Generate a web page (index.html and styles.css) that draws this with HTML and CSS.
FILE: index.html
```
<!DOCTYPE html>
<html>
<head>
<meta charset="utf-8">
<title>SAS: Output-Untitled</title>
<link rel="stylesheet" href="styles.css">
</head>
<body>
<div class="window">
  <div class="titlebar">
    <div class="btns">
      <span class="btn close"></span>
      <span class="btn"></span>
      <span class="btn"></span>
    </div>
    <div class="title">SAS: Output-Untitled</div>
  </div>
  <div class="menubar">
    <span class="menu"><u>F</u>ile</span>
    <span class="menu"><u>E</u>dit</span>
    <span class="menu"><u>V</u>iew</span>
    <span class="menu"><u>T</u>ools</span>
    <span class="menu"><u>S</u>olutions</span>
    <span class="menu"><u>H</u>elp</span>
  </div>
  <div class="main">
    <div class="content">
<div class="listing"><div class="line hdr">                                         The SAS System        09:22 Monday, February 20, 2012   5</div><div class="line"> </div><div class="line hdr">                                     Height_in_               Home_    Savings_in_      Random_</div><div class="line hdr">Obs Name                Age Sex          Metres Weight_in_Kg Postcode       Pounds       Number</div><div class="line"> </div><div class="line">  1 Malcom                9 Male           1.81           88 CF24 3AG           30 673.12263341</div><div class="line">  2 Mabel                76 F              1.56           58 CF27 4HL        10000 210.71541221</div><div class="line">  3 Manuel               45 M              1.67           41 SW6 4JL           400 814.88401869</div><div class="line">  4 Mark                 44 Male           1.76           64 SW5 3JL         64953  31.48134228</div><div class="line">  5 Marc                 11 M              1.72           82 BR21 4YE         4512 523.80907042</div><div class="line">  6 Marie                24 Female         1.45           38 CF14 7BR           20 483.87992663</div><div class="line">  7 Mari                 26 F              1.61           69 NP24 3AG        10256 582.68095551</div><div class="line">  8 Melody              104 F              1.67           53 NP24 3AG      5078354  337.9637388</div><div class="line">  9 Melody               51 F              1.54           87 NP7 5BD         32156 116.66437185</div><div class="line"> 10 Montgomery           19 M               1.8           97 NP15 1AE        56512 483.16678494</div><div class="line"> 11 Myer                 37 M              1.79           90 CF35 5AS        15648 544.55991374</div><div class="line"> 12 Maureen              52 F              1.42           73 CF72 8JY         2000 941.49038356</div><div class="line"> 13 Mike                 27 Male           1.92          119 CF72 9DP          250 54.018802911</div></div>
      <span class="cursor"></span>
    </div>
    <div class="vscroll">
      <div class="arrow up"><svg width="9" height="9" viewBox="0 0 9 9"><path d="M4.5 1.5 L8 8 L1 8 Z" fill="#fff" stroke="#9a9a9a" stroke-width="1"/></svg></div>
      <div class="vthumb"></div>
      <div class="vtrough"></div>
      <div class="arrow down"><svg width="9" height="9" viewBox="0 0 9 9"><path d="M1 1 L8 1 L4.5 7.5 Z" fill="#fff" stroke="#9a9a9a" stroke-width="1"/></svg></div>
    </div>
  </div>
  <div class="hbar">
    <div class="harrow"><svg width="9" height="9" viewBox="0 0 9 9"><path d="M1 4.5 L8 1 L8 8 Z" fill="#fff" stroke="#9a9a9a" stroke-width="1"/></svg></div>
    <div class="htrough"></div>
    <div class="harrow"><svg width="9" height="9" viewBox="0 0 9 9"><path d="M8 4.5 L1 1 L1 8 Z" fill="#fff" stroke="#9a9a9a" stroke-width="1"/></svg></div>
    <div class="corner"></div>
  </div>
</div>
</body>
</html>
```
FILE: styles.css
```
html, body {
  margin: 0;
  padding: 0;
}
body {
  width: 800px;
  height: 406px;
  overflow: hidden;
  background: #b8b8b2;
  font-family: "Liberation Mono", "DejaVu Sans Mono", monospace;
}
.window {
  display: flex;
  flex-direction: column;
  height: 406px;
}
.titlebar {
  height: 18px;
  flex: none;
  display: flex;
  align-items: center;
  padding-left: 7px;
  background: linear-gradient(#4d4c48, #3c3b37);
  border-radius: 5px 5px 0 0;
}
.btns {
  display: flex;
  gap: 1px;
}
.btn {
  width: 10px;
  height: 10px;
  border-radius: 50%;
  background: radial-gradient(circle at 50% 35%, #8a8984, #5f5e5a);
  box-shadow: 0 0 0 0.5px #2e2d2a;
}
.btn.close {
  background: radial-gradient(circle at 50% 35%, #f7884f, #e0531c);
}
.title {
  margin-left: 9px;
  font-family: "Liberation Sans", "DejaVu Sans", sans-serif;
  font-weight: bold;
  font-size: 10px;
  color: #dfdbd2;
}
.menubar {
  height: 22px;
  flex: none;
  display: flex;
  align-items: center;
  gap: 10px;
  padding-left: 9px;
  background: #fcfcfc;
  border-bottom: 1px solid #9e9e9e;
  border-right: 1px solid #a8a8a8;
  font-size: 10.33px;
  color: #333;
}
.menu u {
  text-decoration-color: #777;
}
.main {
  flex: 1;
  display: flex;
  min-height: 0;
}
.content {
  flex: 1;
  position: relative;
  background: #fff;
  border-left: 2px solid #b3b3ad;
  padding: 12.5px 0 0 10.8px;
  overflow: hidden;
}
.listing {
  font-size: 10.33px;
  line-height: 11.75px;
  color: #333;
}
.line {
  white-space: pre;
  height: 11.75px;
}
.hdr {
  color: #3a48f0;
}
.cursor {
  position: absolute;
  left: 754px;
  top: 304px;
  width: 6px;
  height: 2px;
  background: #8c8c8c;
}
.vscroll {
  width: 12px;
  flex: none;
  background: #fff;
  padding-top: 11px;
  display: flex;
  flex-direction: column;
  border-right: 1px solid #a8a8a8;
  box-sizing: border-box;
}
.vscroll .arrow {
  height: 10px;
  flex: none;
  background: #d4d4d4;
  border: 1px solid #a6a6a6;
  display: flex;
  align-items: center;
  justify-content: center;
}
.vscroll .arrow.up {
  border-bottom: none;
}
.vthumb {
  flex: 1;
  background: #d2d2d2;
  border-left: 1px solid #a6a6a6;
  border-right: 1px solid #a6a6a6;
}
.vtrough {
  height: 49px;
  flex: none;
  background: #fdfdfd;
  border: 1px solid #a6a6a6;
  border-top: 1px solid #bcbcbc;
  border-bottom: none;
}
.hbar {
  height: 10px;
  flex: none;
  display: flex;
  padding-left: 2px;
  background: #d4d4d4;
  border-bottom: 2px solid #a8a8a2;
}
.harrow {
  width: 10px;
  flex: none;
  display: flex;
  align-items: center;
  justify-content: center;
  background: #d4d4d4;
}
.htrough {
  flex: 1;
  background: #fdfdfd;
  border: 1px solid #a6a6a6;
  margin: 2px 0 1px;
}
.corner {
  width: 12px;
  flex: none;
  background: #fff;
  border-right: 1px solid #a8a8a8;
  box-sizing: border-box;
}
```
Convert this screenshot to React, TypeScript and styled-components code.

### Given instruction
Calculate how many lines of the material include the string "html", and state that number by itself.

### Right answer
6